= David Owens =

David John Owens APM (born 1962) is the former Deputy Commissioner (Specialist Operations) of the New South Wales Police Force in Australia and was appointed to the position in August 2011 having performed the role of Deputy Commissioner (Field Operations) since December 2007.

== Personal ==
Owens was born in 1962 and grew up in the Eastern Suburbs in Sydney. He was educated at Waverley College and is married with three children.

== Career ==
Owens joined the New South Wales Police Force in 1981, performing general duties and investigative roles at Rose Bay, Waverley, Bondi and Randwick. He was appointed as Venue Commander for Sailing during the 2000 Summer Olympics in Sydney. Owens was promoted to Local Area Commander at Eastern Beaches and later Commander, Professional Standards Command at the New South Wales Crime Commission. In 2006, he was appointed Region Commander, South West Metropolitan Region before transferring into the position of Region Commander, Central Metropolitan Region.

In December 2007, Owens was appointed as Deputy Commissioner, Field Operations assuming responsibility for over 12 000 police officers. In August 2011, Owens was appointed as Deputy Commissioner, Specialist Operations assuming responsibility for a number of commands including the State Crime Command and Counter Terrorism & Special Tactics Command.

Prior to his appointment as Deputy Commissioner, he performed duties as an Operational Commander for the APEC Leaders Week held in Sydney during September 2007 and was the overall Commander for World Youth Day 2008 held in Sydney during July 2008.

Owens was appointed by the Governor of New South Wales as the State Emergency Operations Controller in December 2007 until August 2011 making him the longest serving appointee since the position was introduced in 1989. This appointment, under the State Emergency & Rescue Management Act 1989, gives oversight to the management of emergencies and disasters that occur within New South Wales. Owens oversaw response operations and supporting arrangements to a number of significant emergencies, both within New South Wales and abroad. This included State resources to the Victorian Black Saturday bushfires in 2009 and Christchurch earthquake in 2011.

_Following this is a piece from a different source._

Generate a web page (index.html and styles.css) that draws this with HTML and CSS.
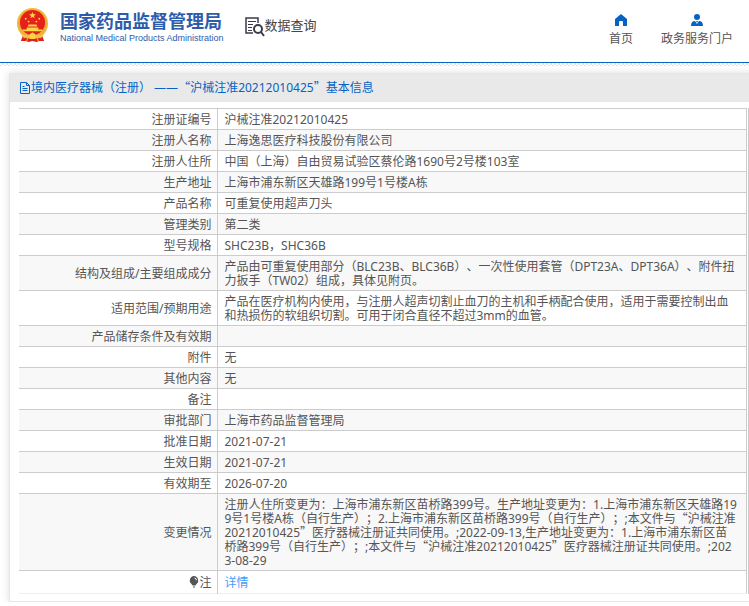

Owens was the corporate sponsor for the New South Wales Police Force Mental Health Intervention Team project and the Incident Command System training program. Both initiatives have since been successfully implemented across the organisation.

He holds a master's degree in Leadership & Management from Charles Sturt University, a Diploma of Criminology from Sydney University and a Graduate Certificate of Management from the University of Wollongong. Owens is a graduate of the FBI National Executive Institute ( 2009 ) and is a member of the Australian Institute of Company Directors.

After a career spanning over thirty years in the NSW Police Force, David Owens retired in 2012 on medical grounds.

Owens was appointed by the NSW Government in 2020 to undertake an Independent Inquiry into the 2019/20 Black Summer bushfires with former NSW Chief Scientist Professor Mary O'Kane.

== Honours ==
On 28 August 1997, he was awarded the National Medal.

On 26 January 2007, he was awarded the Australian Police Medal ( APM ).